Task goal =>
Make an exact copy of all the entries below, with the pictures left out.

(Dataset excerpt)

==========

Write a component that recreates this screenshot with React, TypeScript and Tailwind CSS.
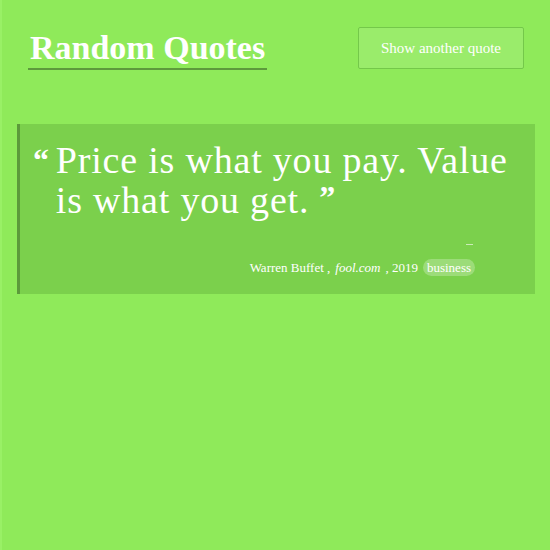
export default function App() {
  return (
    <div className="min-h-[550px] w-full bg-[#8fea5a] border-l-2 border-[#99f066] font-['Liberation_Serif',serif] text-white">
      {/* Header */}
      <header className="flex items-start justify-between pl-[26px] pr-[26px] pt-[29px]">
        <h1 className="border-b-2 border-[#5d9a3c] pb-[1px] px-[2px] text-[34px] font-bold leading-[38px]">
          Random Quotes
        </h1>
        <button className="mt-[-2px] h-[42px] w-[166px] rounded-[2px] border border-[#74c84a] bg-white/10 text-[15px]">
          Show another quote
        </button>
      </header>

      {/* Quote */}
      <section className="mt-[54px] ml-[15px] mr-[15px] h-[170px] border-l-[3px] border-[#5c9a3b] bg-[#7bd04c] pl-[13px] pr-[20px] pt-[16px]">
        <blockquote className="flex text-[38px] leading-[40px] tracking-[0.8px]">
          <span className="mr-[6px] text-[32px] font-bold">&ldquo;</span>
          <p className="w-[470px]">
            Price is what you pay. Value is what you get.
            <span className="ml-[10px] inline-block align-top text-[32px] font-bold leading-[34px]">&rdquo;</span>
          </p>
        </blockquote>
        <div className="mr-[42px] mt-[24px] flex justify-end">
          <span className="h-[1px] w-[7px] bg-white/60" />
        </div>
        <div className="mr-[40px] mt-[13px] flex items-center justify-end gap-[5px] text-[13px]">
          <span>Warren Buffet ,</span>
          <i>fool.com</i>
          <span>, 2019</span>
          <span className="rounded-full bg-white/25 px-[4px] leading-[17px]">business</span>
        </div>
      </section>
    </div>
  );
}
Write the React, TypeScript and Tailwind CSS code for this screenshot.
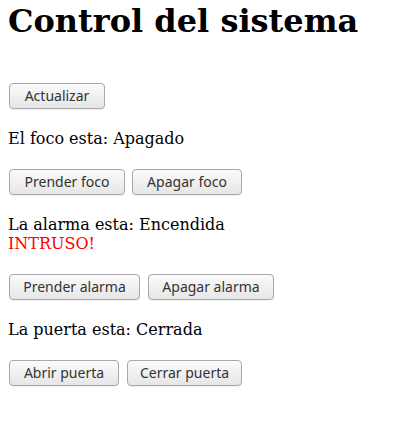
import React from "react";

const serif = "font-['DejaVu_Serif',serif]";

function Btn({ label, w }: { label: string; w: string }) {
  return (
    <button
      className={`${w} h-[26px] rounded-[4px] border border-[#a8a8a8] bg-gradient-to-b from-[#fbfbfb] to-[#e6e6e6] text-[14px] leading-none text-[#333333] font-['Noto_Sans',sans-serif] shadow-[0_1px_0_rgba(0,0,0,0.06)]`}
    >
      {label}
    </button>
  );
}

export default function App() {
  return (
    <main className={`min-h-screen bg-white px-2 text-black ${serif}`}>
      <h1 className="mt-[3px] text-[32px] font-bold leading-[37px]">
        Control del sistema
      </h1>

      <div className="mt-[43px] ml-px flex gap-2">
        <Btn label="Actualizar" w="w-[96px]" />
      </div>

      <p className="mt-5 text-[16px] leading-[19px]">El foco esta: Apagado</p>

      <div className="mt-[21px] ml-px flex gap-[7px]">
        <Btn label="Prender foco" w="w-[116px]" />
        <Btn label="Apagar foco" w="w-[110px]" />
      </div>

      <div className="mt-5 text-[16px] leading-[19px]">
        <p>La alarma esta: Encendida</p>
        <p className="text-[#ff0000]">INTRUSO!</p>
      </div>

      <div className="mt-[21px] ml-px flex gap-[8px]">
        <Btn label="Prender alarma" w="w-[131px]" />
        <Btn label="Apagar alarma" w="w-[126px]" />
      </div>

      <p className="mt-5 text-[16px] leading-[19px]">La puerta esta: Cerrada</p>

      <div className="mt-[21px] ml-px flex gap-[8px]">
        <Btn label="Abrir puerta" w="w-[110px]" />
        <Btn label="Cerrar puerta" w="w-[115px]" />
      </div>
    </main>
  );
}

==========

Written reply =>
Write a component that recreates this screenshot with React, TypeScript and Tailwind CSS.
export default function App() {
  return (
    <div className="min-h-[550px] w-full bg-[#8fea5a] border-l-2 border-[#99f066] font-['Liberation_Serif',serif] text-white">
      {/* Header */}
      <header className="flex items-start justify-between pl-[26px] pr-[26px] pt-[29px]">
        <h1 className="border-b-2 border-[#5d9a3c] pb-[1px] px-[2px] text-[34px] font-bold leading-[38px]">
          Random Quotes
        </h1>
        <button className="mt-[-2px] h-[42px] w-[166px] rounded-[2px] border border-[#74c84a] bg-white/10 text-[15px]">
          Show another quote
        </button>
      </header>

      {/* Quote */}
      <section className="mt-[54px] ml-[15px] mr-[15px] h-[170px] border-l-[3px] border-[#5c9a3b] bg-[#7bd04c] pl-[13px] pr-[20px] pt-[16px]">
        <blockquote className="flex text-[38px] leading-[40px] tracking-[0.8px]">
          <span className="mr-[6px] text-[32px] font-bold">&ldquo;</span>
          <p className="w-[470px]">
            Price is what you pay. Value is what you get.
            <span className="ml-[10px] inline-block align-top text-[32px] font-bold leading-[34px]">&rdquo;</span>
          </p>
        </blockquote>
        <div className="mr-[42px] mt-[24px] flex justify-end">
          <span className="h-[1px] w-[7px] bg-white/60" />
        </div>
        <div className="mr-[40px] mt-[13px] flex items-center justify-end gap-[5px] text-[13px]">
          <span>Warren Buffet ,</span>
          <i>fool.com</i>
          <span>, 2019</span>
          <span className="rounded-full bg-white/25 px-[4px] leading-[17px]">business</span>
        </div>
      </section>
    </div>
  );
}
Write the React, TypeScript and Tailwind CSS code for this screenshot.
import React from "react";

const serif = "font-['DejaVu_Serif',serif]";

function Btn({ label, w }: { label: string; w: string }) {
  return (
    <button
      className={`${w} h-[26px] rounded-[4px] border border-[#a8a8a8] bg-gradient-to-b from-[#fbfbfb] to-[#e6e6e6] text-[14px] leading-none text-[#333333] font-['Noto_Sans',sans-serif] shadow-[0_1px_0_rgba(0,0,0,0.06)]`}
    >
      {label}
    </button>
  );
}

export default function App() {
  return (
    <main className={`min-h-screen bg-white px-2 text-black ${serif}`}>
      <h1 className="mt-[3px] text-[32px] font-bold leading-[37px]">
        Control del sistema
      </h1>

      <div className="mt-[43px] ml-px flex gap-2">
        <Btn label="Actualizar" w="w-[96px]" />
      </div>

      <p className="mt-5 text-[16px] leading-[19px]">El foco esta: Apagado</p>

      <div className="mt-[21px] ml-px flex gap-[7px]">
        <Btn label="Prender foco" w="w-[116px]" />
        <Btn label="Apagar foco" w="w-[110px]" />
      </div>

      <div className="mt-5 text-[16px] leading-[19px]">
        <p>La alarma esta: Encendida</p>
        <p className="text-[#ff0000]">INTRUSO!</p>
      </div>

      <div className="mt-[21px] ml-px flex gap-[8px]">
        <Btn label="Prender alarma" w="w-[131px]" />
        <Btn label="Apagar alarma" w="w-[126px]" />
      </div>

      <p className="mt-5 text-[16px] leading-[19px]">La puerta esta: Cerrada</p>

      <div className="mt-[21px] ml-px flex gap-[8px]">
        <Btn label="Abrir puerta" w="w-[110px]" />
        <Btn label="Cerrar puerta" w="w-[115px]" />
      </div>
    </main>
  );
}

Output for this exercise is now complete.